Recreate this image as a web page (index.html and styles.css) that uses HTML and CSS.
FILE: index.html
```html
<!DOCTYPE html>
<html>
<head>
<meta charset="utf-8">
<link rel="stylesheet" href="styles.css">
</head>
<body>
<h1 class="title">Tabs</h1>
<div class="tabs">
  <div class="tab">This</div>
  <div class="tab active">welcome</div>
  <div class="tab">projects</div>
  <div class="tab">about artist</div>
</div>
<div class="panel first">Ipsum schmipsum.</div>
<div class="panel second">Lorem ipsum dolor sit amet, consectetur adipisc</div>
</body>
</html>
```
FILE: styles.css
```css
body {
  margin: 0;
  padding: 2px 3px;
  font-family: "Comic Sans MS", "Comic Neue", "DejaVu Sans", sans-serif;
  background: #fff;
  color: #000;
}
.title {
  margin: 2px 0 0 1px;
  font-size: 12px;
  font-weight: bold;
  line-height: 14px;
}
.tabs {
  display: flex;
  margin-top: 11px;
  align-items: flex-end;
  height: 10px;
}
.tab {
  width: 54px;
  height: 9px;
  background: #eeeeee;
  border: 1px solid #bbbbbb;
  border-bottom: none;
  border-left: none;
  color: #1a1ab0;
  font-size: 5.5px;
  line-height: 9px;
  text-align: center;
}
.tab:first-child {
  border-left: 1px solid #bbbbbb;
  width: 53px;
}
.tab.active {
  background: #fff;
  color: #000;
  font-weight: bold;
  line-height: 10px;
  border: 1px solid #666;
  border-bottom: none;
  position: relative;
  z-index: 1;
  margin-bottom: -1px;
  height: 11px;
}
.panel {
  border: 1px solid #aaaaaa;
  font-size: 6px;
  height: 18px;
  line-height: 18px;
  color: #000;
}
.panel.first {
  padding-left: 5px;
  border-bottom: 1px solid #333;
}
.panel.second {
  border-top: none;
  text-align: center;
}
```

+ + +

*Aim*.
Reproduce the complete set of lines precisely as supplied.

*Full answer*.
Recreate this image as a web page (index.html and styles.css) that uses HTML and CSS.
FILE: index.html
```html
<!DOCTYPE html>
<html>
<head>
<meta charset="utf-8">
<link rel="stylesheet" href="styles.css">
</head>
<body>
<h1 class="title">Tabs</h1>
<div class="tabs">
  <div class="tab">This</div>
  <div class="tab active">welcome</div>
  <div class="tab">projects</div>
  <div class="tab">about artist</div>
</div>
<div class="panel first">Ipsum schmipsum.</div>
<div class="panel second">Lorem ipsum dolor sit amet, consectetur adipisc</div>
</body>
</html>
```
FILE: styles.css
```css
body {
  margin: 0;
  padding: 2px 3px;
  font-family: "Comic Sans MS", "Comic Neue", "DejaVu Sans", sans-serif;
  background: #fff;
  color: #000;
}
.title {
  margin: 2px 0 0 1px;
  font-size: 12px;
  font-weight: bold;
  line-height: 14px;
}
.tabs {
  display: flex;
  margin-top: 11px;
  align-items: flex-end;
  height: 10px;
}
.tab {
  width: 54px;
  height: 9px;
  background: #eeeeee;
  border: 1px solid #bbbbbb;
  border-bottom: none;
  border-left: none;
  color: #1a1ab0;
  font-size: 5.5px;
  line-height: 9px;
  text-align: center;
}
.tab:first-child {
  border-left: 1px solid #bbbbbb;
  width: 53px;
}
.tab.active {
  background: #fff;
  color: #000;
  font-weight: bold;
  line-height: 10px;
  border: 1px solid #666;
  border-bottom: none;
  position: relative;
  z-index: 1;
  margin-bottom: -1px;
  height: 11px;
}
.panel {
  border: 1px solid #aaaaaa;
  font-size: 6px;
  height: 18px;
  line-height: 18px;
  color: #000;
}
.panel.first {
  padding-left: 5px;
  border-bottom: 1px solid #333;
}
.panel.second {
  border-top: none;
  text-align: center;
}
```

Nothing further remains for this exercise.